Martins drowns his sorrows in a bar called the Oriental, an establishment so unremarkable that “he might have been in any third rate night haunt in any other shabby capital of a shabby Europe” (55). His thoughts turn to women and, finally, to Anna, as he “set his mind on a new course towards sorrow, eternal love, renunciation” (56). Martins, Calloway reflects, a typical besotted person, convinced that Anna knows his feelings. He believes, somehow, that sharing his new knowledge will settle things between them and result in a new romance.

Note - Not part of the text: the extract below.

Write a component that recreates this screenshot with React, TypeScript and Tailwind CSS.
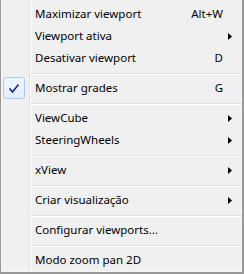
type Item =
    | { kind: 'item'; label: string; shortcut?: string; submenu?: boolean; checked?: boolean }
    | { kind: 'sep' };

const items: Item[] = [
    { kind: 'item', label: 'Maximizar viewport', shortcut: 'Alt+W' },
    { kind: 'item', label: 'Viewport ativa', submenu: true },
    { kind: 'item', label: 'Desativar viewport', shortcut: 'D' },
    { kind: 'sep' },
    { kind: 'item', label: 'Mostrar grades', shortcut: 'G', checked: true },
    { kind: 'sep' },
    { kind: 'item', label: 'ViewCube', submenu: true },
    { kind: 'item', label: 'SteeringWheels', submenu: true },
    { kind: 'sep' },
    { kind: 'item', label: 'xView', submenu: true },
    { kind: 'sep' },
    { kind: 'item', label: 'Criar visualização', submenu: true },
    { kind: 'sep' },
    { kind: 'item', label: 'Configurar viewports...' },
    { kind: 'sep' },
    { kind: 'item', label: 'Modo zoom pan 2D' },
];

function Gutter({ children }: { children?: React.ReactNode }) {
    return (
        <>
            <div className="w-[27px] shrink-0 flex items-center">{children}</div>
            <div className="w-px shrink-0 bg-[#e2e3e3]" />
            <div className="w-px shrink-0 bg-white" />
        </>
    );
}

function CheckBox() {
    return (
        <div className="ml-px w-[22px] h-[22px] rounded-[3px] border border-[#a9caf1] bg-gradient-to-b from-[#f0f6fe] to-[#e3edfb] flex items-center justify-center">
            <svg width="12" height="11" viewBox="0 0 12 11">
                <path d="M1.5 5.5 L4.5 9 L10.5 1.5" fill="none" stroke="#14208c" strokeWidth="1.6" />
            </svg>
        </div>
    );
}

function Arrow() {
    return (
        <svg width="4" height="7" viewBox="0 0 4 7">
            <polygon points="0,0 4,3.5 0,7" fill="#000" />
        </svg>
    );
}

export default function App() {
    function renderItem(item: Item, i: number) {
        if (item.kind === 'sep') {
            return (
                <div key={i} className="flex h-[8px]">
                    <Gutter />
                    <div className="flex-1 pt-[4px]">
                        <div className="h-px bg-[#e0e0e0]" />
                        <div className="h-px bg-white" />
                    </div>
                </div>
            );
        }
        return (
            <div key={i} className="flex h-[22px]">
                <Gutter>{item.checked && <CheckBox />}</Gutter>
                <div className="flex-1 flex items-center pl-[4px]">
                    <span className="flex-1 whitespace-nowrap">{item.label}</span>
                    {item.shortcut && <span className="whitespace-nowrap">{item.shortcut}</span>}
                    <div className="w-[18px] flex items-center pl-[5px]">{item.submenu && <Arrow />}</div>
                </div>
            </div>
        );
    }

    return (
        <div className="w-[244px] h-[274px] bg-[#f0f0f0] border-l border-r-2 border-b-2 border-[#979797] text-black text-[11.5px] leading-none font-['Noto_Sans','Open_Sans',sans-serif]">
            <div className="h-full border-l border-r border-b border-[#f7f7f7]">
                <div className="flex h-[3px]">
                    <Gutter />
                </div>
                {items.map(renderItem)}
            </div>
        </div>
    );
}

He goes to see Anna again, seeking shared comfort, but Anna still doesn’t share his sense of devastation or his convictions. She tells him that he’s oversimplifying human nature, that her love for Lime is unaltered, and that people can be complex: We can know them as good, and they can still commit evil acts we never know about. She becomes exasperated by Martins’s despair, declaring, ““For God’s sake stop making people in your image. Harry was real. He wasn’t just your hero and my lover. He was Harry. He was in a racket. He did bad things. What about it? He was the man we knew’” (57).

Martins confesses his love to Anna, and she’s stunned, reminding him she can’t name basic facts about him or his appearance, even something as basic as his eye color. She laughs at the idea that he could be in love with her, as she scarcely knows him, and dismisses him when he tries to argue with her, telling her “I hate the way you talk” (57). She points out that he’s full of contradictions, coming to declare his love yet angry with her honest opinions.

Martins finally leaves, sensing that someone is following him. At first, he imagines it is a police tail, or an agent of the third man. Finally, a passerby opens a window, disturbed by Martins shouting at the stranger, and in a streetlamp he sees a reflection of the man tailing him—and realizes that it is Harry Lime, alive.

Chapters 8-11 Analysis

Continuing his quest for information, Martins meets Cooler, who not only flatters him but also deepens his suspicions. Anna, significantly, helps convince him to seek out more truth: In a world where men lie—and even Calloway conceals information—Anna is clear-sighted and perceptive. He sees the consequences of his own actions, in the form of Koch’s murder. Even the questions of a child become menacing, signaling to him that he’s in a precarious position. Anna, as before, understands the danger, but Martins can do little about her warnings.

The tone quickly changes as the car Martins thinks is taking him to his arrest instead takes him to the literary event, where he must pretend to be the great Benjamin Dexter. Martins is oblivious to Crabbin’s efforts to save the situation, passionately defending popular Western novels and totally unable to discuss the literary canon his audience is interested in. This interlude doesn’t change anything: While an absurdist comedy is going on around him, Martins is preoccupied with the detective story in which he’s the protagonist, haunted by his role in Koch’s death. Greene’s Vienna has no lasting humor, only a laugh at his protagonist’s expense. Martins cannot really escape into literature, as the evening ends and he’s eventually intercepted by Calloway’s assistant.

Koch’s death forces Martins to abandon some of his naiveté, which puts Calloway in a better position to reveal the truth and provide details of Lime’s criminal activities. Unlike black markets that provided a good or a service, Lime actively caused injury and death in pursuit of his profits. Significantly, the suffering of children is what ultimately convinces Martins that his friend is no innocent victim: The death and injury of innocents serves as his proof and shatters Martins’s dreams, perhaps even his entire worldview. He retreats into drink and then into romance to escape his despair. Anna, in contrast, is not shocked, and can reconcile this news with the man she loved. Martins, however, has no room for her moral complexities: As may befit his identity as a writer of Westerns, he wants only a world of good and evil and has little tolerance for nuance. Additionally, he fails to cast himself as a romantic hero: Anna, understandably, sees him only as a stranger who can’t know her. However, this failed seduction is not the end of Martins’s story: He catches sight of a man he knows must be Harry Lime.